» **Instruction**
Within the data below, state how many lines contain the string "styles". Provide the number only.

------------------------------------------------

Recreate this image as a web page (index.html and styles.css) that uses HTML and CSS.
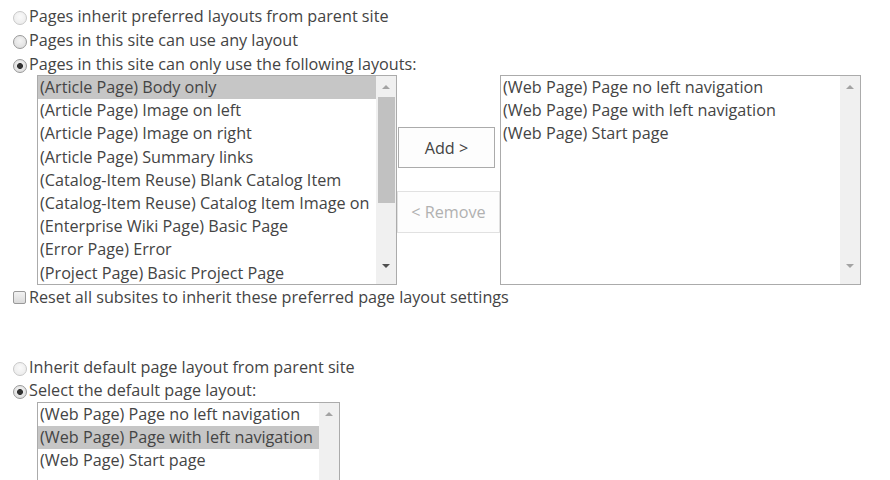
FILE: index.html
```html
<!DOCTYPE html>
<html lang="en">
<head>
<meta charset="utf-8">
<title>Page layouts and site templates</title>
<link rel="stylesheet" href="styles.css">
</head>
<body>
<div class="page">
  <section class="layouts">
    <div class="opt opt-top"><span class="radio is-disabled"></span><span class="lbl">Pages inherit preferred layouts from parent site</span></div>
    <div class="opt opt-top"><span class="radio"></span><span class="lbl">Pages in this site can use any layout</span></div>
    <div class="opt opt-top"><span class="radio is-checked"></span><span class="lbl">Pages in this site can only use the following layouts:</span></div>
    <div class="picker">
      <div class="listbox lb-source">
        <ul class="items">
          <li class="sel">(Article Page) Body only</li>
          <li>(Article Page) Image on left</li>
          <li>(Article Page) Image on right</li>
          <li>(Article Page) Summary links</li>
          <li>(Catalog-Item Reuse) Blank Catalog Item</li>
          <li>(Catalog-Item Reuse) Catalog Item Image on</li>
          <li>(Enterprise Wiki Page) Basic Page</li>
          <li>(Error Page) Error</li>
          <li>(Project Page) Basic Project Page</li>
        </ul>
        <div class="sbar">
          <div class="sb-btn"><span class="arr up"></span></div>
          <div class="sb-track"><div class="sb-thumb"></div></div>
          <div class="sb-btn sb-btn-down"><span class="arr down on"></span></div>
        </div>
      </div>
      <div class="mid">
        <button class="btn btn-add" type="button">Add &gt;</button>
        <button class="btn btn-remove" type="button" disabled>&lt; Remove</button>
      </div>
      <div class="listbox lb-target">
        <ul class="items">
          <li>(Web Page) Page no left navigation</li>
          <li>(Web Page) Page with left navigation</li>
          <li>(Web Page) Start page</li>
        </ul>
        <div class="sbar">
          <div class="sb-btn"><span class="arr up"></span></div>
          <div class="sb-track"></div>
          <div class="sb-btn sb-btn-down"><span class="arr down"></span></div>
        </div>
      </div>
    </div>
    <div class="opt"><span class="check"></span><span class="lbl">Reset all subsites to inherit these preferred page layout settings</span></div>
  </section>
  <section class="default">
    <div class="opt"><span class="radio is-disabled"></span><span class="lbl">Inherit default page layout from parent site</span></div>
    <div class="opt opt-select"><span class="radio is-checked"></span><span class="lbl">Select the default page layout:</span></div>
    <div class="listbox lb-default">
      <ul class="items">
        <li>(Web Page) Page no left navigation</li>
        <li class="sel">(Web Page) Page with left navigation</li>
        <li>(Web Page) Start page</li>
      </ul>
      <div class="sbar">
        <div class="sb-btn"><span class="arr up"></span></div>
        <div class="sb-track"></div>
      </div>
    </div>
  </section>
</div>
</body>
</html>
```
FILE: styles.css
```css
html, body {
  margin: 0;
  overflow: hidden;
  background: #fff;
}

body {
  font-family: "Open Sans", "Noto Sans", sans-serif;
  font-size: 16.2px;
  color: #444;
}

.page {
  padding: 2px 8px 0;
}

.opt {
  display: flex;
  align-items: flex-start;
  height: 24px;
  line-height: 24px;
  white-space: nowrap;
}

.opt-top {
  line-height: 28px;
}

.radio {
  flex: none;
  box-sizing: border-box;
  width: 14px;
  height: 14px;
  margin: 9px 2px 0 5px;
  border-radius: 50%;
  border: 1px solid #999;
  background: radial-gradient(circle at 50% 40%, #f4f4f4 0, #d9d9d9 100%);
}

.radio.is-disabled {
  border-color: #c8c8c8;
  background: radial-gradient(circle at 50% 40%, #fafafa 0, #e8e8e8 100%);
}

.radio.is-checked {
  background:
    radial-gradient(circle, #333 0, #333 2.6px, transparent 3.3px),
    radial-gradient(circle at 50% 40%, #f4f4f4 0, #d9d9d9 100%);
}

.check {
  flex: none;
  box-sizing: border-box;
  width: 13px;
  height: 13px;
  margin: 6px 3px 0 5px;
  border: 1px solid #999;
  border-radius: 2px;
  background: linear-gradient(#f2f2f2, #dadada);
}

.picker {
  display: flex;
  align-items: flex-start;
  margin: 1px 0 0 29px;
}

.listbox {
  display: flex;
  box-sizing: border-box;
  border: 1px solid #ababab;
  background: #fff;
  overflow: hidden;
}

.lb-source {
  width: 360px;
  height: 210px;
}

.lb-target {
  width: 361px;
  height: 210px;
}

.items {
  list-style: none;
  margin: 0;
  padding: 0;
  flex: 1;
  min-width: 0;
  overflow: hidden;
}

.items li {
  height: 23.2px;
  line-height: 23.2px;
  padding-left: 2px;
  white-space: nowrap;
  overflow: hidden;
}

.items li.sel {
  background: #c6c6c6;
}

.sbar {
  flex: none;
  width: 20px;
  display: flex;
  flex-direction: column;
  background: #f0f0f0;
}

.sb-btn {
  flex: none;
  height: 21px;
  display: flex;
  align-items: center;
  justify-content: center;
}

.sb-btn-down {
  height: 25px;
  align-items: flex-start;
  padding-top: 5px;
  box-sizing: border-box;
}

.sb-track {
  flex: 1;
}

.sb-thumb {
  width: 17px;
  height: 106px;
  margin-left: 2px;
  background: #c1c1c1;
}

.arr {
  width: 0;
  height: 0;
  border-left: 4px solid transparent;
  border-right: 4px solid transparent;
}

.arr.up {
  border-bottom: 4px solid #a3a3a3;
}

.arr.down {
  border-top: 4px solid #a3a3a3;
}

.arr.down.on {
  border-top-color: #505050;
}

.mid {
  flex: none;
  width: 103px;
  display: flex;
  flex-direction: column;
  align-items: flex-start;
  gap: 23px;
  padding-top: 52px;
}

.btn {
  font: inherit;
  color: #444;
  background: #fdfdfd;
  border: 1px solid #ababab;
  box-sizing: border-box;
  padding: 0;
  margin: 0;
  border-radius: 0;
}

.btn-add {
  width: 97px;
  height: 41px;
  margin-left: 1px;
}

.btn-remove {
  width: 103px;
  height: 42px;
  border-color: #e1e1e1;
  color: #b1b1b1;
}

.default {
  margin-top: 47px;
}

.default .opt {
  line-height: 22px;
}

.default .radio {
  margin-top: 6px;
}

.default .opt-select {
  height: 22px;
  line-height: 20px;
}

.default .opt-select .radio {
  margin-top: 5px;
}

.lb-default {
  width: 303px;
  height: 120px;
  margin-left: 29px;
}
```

------------------------------------------------

» **Response below**
3